In Sunday night’s interview with the Obamas on 60 Minutes, the president-elect was asked if he would push for more financial regulation.
Yes, he said. It’s a top priority. "And keep in mind that the deregulation process, it wasn’t just one party. I think there’s a lot of blame to spread around."
Really?
Deregulation of the financial industry – the reign of anarchy destined to blow up the markets and the global economy — started in 1999 with repeal of the 1933 Glass-Steagall Act. Clinton was president, but Republicans controlled congress. In the Senate, all 53 Republicans voted for repeal along with exactly ONE Democrat. That opened the gates to the orgy of lax supervision and non-supervision of bankers and Wall Street freebooters.
Throughout this feeding frenzy, apostles of deregulation have overwhelmingly come from the hardcore, ideological right wing, egged on by financial industry lobbyists.
And for nearly eight of these nine years, the Bush administration has not only been obliterating federal oversight of the markets but also failing to enforce even the patchy and often toothless regulations still on the books – and firing or demoting any honest civil servant who actually tries to do his job.
Not just one party? Let’s not get so reasonable and so ritualistically consensual that we lose track of reality.
Sure we all share some responsibility – for everyone and everything – but real crimes are committed by real criminals, and the more quickly you forget the sooner they’ll do it again.
These Republican outrages have cost countless people their jobs and their homes and cost millions of others their peace of mind and the ability to take good care of their families.
Right winger (now rich lobbyist) Phil Gramm, John McCain’s "financial guru," engineered the Enron Loophole when he was in the Senate – exempting energy trading from regulators, leaving Enron free to rape the ratepayers and taxpayers of California – after which his wife Wendy joined Enron’s Board.
Gramm was also the principal enabler of the subprime mortgage meltdown.
Mother Jones has dubbed him Foreclosure Phil. He sneaked a measure into the 2000 budget at the last minute — largely written by financial industry lobbyists and unread by most of the Senators voting on the budget – barring the SEC and the Commodity Futures Trading Commission from regulating exotic swindles like bundling worthless mortgages.
Meantime Henry Paulson (yes, that guy), then head of Goldman Sachs, was after the SEC to get rid of some silly regulation that prevented investment bankers and hedge funds from using leverage up to 40-1 (You invest 10 million to control 400 million. You can make a fortune, and if later the investment goes bad, you get a bailout and the taxpayers have to cover your losses while you go home to count your accumulated bonuses). At that time the limit was 15-1, or 1,500% — fairly ample, wouldn’t you think?
Paulson didn’t get what he wanted from Clinton’s SEC chairman Arthur Levitt.

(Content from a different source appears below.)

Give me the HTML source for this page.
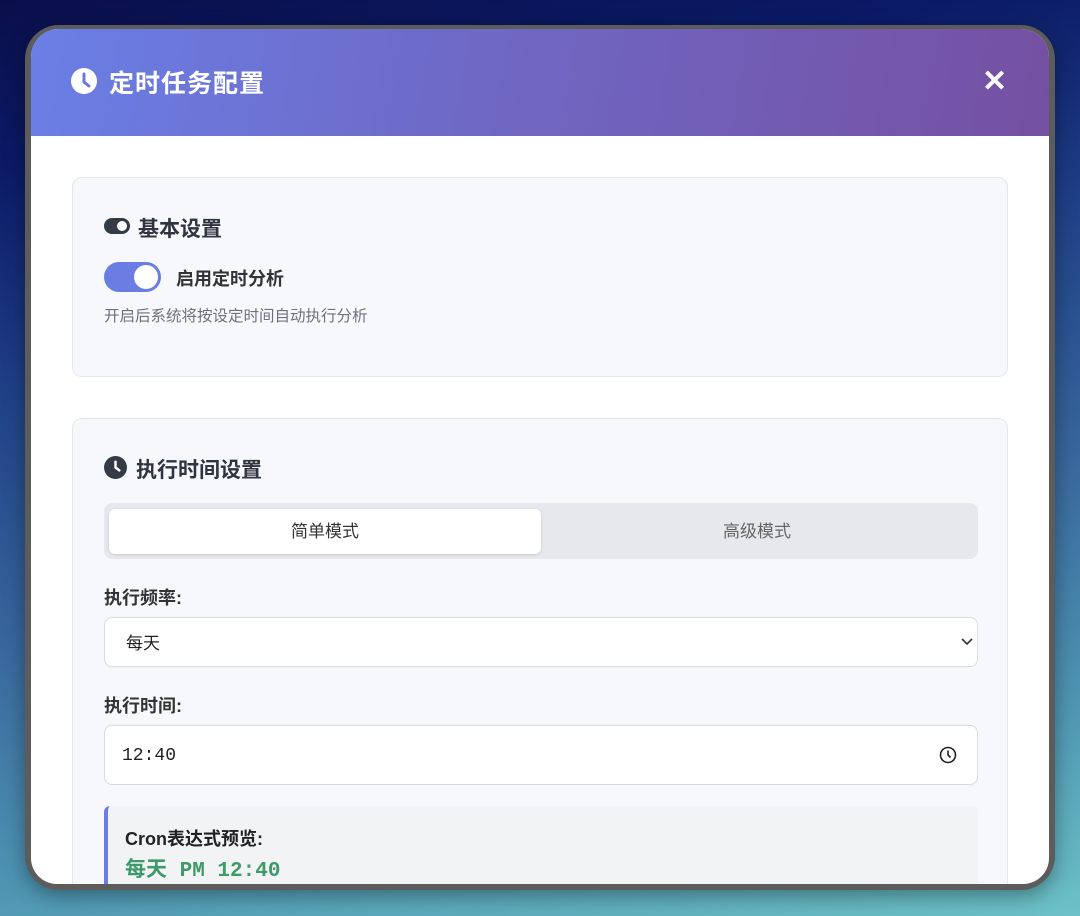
<!DOCTYPE html>
<html><head><meta charset="utf-8"><style>
*{box-sizing:border-box;margin:0;padding:0}
body{width:1080px;height:916px;overflow:hidden;font-family:"Liberation Sans","Noto Sans CJK SC",sans-serif;background:linear-gradient(170deg,#0a0f4a 0%,#0b1a66 15%,#1f3f86 35%,#3a6a9e 60%,#4e94b2 80%,#6cc2c6 100%);position:relative}
.frame{position:absolute;left:25px;top:25px;width:1030px;height:865px;background:#5c5c5c;border-radius:34px;box-shadow:0 6px 20px rgba(0,0,0,.35)}
.win{position:absolute;left:31px;top:29px;width:1018px;height:855px;background:#fff;border-radius:28px 28px 26px 26px;overflow:hidden}
.hdr{height:107px;background:linear-gradient(100deg,#6a7fe6 0%,#6f68c4 45%,#7550a2 100%);position:relative;color:#fff}
.hdr h1{position:absolute;left:78px;top:35px;font-size:25px;font-weight:bold;letter-spacing:1px}
.hdr .ic{position:absolute;left:40px;top:39px}
.close{position:absolute;left:951px;top:35px;font-size:30px;font-weight:bold}
.card{position:absolute;left:41px;width:936px;background:#f7f8fc;border:1px solid #e3e5f0;border-radius:10px}
.t{position:absolute;font-size:21px;font-weight:bold;color:#2e3440}
.seg{position:absolute;left:31px;top:84px;width:874px;height:56px;background:#e7e8ed;border-radius:8px}
.seg .a{position:absolute;left:5px;top:6px;width:432px;height:45px;background:#fff;border-radius:6px;box-shadow:0 1px 3px rgba(0,0,0,.12);text-align:center;line-height:45px;font-size:17px;color:#333}
.seg .b{position:absolute;left:437px;top:6px;width:432px;height:45px;text-align:center;line-height:45px;font-size:17px;color:#666}
.lbl{position:absolute;left:31px;font-size:18px;font-weight:bold;color:#333}
.inp{position:absolute;left:31px;width:874px;background:#fff;border:1px solid #d8dae0;border-radius:8px}
</style></head><body>
<div class="frame"></div>
<div class="win">
 <div class="hdr">
  <svg class="ic" width="26" height="26" viewBox="0 0 26 26"><circle cx="13" cy="13" r="13" fill="#fff"/><path d="M13 6v8l5 4" stroke="#6b7ae0" stroke-width="3" fill="none" stroke-linecap="round"/></svg>
  <h1>定时任务配置</h1>
  <div class="close">✕</div>
 </div>
 <div class="card" style="top:148px;height:200px">
  <svg style="position:absolute;left:31px;top:40px" width="26" height="16" viewBox="0 0 26 16"><rect width="26" height="16" rx="8" fill="#343a46"/><circle cx="18" cy="8" r="5" fill="#fff"/></svg>
  <div class="t" style="left:65px;top:35px">基本设置</div>
  <div style="position:absolute;left:31px;top:84px;width:57px;height:30px;background:#6b7de2;border-radius:15px"><div style="position:absolute;right:3px;top:3px;width:24px;height:24px;border-radius:50%;background:#fff"></div></div>
  <div style="position:absolute;left:103px;top:87px;font-size:18px;font-weight:bold;color:#333">启用定时分析</div>
  <div style="position:absolute;left:31px;top:126px;font-size:15.5px;color:#6c727c">开启后系统将按设定时间自动执行分析</div>
 </div>
 <div class="card" style="top:389px;height:520px">
  <svg style="position:absolute;left:31px;top:37px" width="23" height="23" viewBox="0 0 24 24"><circle cx="12" cy="12" r="12" fill="#343a46"/><path d="M12 6v6l4 3" stroke="#fff" stroke-width="2.6" fill="none" stroke-linecap="round"/></svg>
  <div class="t" style="left:63px;top:35px">执行时间设置</div>
  <div class="seg"><div class="a">简单模式</div><div class="b">高级模式</div></div>
  <div class="lbl" style="top:165px">执行频率:</div>
  <div class="inp" style="top:198px;height:50px"><span style="position:absolute;left:21px;top:11px;font-size:17px;color:#222">每天</span>
   <svg style="position:absolute;right:4px;top:20px" width="12" height="8" viewBox="0 0 12 8"><path d="M1 1l5 5 5-5" stroke="#333" stroke-width="1.6" fill="none"/></svg></div>
  <div class="lbl" style="top:273px">执行时间:</div>
  <div class="inp" style="top:306px;height:60px"><span style="position:absolute;left:17px;top:20px;font-size:18px;font-family:'Liberation Mono',monospace;color:#222">12:40</span>
   <svg style="position:absolute;right:20px;top:20px" width="18" height="18" viewBox="0 0 18 18"><circle cx="9" cy="9" r="7.5" stroke="#222" stroke-width="1.6" fill="none"/><path d="M9 4.5v4.5l2.5 2.5" stroke="#222" stroke-width="1.6" fill="none"/></svg></div>
  <div style="position:absolute;left:31px;top:387px;width:874px;height:120px;background:#f2f3f5;border-left:4px solid #6b7de2;border-radius:6px">
   <div style="position:absolute;left:17px;top:19px;font-size:18px;font-weight:bold;color:#222">Cron表达式预览:</div>
   <div style="position:absolute;left:17px;top:47px;font-size:21px;font-weight:bold;color:#3f9a6a;font-family:'Liberation Mono','Noto Sans CJK SC',monospace">每天 PM 12:40</div>
  </div>
 </div>
</div>
</body></html>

But when Bush appointed Christopher Cox to the post, he soon gave the all-clear for the insanity of 40-1 leverage, and the stage was set for the meltdown. Culprits? No Democrats. All Republicans. Typical Bush.

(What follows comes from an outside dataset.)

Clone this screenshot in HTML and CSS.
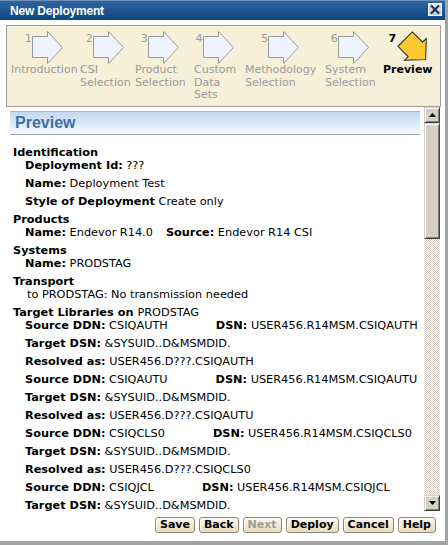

By late 2007, it was obvious that predatory lending practices were a growing threat to the mortgage market and to people buying houses. The situation was so clearly dangerous that the attorneys general of all fifty states – Republicans and Democrats alike – filed lawsuits against the worst of the predatory lenders (those folks who, for example, were steering borrowers with sterling credit ratings into expensive and potentially dangerous subprime mortgages – which, later, could easily cost them their homes — because the subprimes were much more profitable and, well, you know, that’s one version of capitalism).

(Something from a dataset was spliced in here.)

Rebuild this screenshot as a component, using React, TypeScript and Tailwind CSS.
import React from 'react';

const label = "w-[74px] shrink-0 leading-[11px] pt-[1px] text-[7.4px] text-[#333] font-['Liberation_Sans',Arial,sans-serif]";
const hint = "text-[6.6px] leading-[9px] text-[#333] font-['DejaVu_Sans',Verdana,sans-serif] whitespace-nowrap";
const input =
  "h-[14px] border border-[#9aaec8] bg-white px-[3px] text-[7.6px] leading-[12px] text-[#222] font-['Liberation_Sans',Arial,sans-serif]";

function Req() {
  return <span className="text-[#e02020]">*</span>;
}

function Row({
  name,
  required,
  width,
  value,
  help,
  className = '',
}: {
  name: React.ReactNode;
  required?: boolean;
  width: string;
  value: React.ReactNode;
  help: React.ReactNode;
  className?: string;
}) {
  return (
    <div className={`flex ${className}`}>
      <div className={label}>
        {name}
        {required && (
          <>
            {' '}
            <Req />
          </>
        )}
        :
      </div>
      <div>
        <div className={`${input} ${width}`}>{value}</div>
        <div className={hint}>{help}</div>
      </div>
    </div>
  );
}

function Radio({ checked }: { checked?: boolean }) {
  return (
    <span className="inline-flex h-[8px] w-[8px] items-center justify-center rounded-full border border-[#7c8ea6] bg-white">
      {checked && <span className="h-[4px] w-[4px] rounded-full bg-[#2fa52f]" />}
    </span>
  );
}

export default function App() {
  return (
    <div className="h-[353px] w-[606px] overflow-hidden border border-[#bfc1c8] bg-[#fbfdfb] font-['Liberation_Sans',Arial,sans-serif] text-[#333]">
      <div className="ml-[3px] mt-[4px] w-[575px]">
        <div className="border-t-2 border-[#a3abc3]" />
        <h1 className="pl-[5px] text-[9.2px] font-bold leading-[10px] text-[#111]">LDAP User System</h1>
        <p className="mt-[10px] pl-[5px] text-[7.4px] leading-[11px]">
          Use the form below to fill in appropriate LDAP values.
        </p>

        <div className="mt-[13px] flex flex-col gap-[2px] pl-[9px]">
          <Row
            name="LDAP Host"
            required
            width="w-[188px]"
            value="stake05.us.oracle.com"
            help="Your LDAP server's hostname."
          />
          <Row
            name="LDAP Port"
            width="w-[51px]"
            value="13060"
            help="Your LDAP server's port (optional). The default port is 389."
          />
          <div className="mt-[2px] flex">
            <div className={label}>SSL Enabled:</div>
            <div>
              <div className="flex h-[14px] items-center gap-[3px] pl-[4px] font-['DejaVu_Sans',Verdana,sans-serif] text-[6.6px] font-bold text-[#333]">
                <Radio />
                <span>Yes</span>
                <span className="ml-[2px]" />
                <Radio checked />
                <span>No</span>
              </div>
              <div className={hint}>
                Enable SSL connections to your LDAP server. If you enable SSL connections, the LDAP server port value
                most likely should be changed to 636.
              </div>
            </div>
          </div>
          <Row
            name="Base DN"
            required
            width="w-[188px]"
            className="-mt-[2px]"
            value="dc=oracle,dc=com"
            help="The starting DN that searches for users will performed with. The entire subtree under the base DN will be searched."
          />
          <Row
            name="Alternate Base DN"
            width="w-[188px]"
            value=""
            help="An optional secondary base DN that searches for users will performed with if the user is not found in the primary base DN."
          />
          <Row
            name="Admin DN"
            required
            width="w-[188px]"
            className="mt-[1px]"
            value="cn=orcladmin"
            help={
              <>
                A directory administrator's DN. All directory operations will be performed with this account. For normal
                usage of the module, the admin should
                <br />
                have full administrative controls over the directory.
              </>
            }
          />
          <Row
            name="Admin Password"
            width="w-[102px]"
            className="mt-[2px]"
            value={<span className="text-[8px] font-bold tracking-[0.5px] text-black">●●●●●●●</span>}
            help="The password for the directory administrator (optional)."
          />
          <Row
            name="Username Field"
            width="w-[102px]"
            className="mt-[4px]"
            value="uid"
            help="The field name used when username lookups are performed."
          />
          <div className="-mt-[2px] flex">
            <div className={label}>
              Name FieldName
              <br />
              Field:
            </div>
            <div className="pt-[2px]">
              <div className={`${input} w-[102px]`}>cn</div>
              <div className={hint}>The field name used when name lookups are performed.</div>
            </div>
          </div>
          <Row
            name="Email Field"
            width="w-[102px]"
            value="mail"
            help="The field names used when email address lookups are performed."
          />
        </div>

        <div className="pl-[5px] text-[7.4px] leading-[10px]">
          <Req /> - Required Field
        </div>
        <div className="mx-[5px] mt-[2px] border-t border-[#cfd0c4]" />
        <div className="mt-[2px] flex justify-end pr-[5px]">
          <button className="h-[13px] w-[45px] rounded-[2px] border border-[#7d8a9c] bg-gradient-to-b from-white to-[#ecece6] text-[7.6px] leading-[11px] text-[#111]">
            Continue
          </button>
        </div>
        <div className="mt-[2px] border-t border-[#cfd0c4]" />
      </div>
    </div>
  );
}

What happened? The Bush administration dug out an obscure 1863 law to suppress all of the states’ anti-predatory lending laws and prevent them even from enforcing their own consumer protection laws in suits against national banks. No, Mr. Obama, this was no bipartisan everyone’s-to-blame, let’s-not-quibble misunderstanding.
It was callous, aggressive Bush administration collusion with bankers, mortgage brokers, and investment bankers who were cheating consumers and investors and endangering homeowners.
The same kind of anti-regulatory zeal pervaded the whole Bush regime, whether in failing to protect consumers against floods or dangerous drugs or contaminated food or polluted air and water or losing precious natural resources or constitutional rights. It was definitely not bipartisan; in fact it was often a flagrant process of reversing the regulatory actions taken under Clinton — e.g., Bush non-regulators telling utility companies to forget those smokestack scrubbers they had agreed to install.
So, sure, let’s be reasonable and reach across the aisle and focus on the future.
But let’s not fudge the facts about who’s to blame. Where there are crimes, let’s prosecute. And let’s never forget.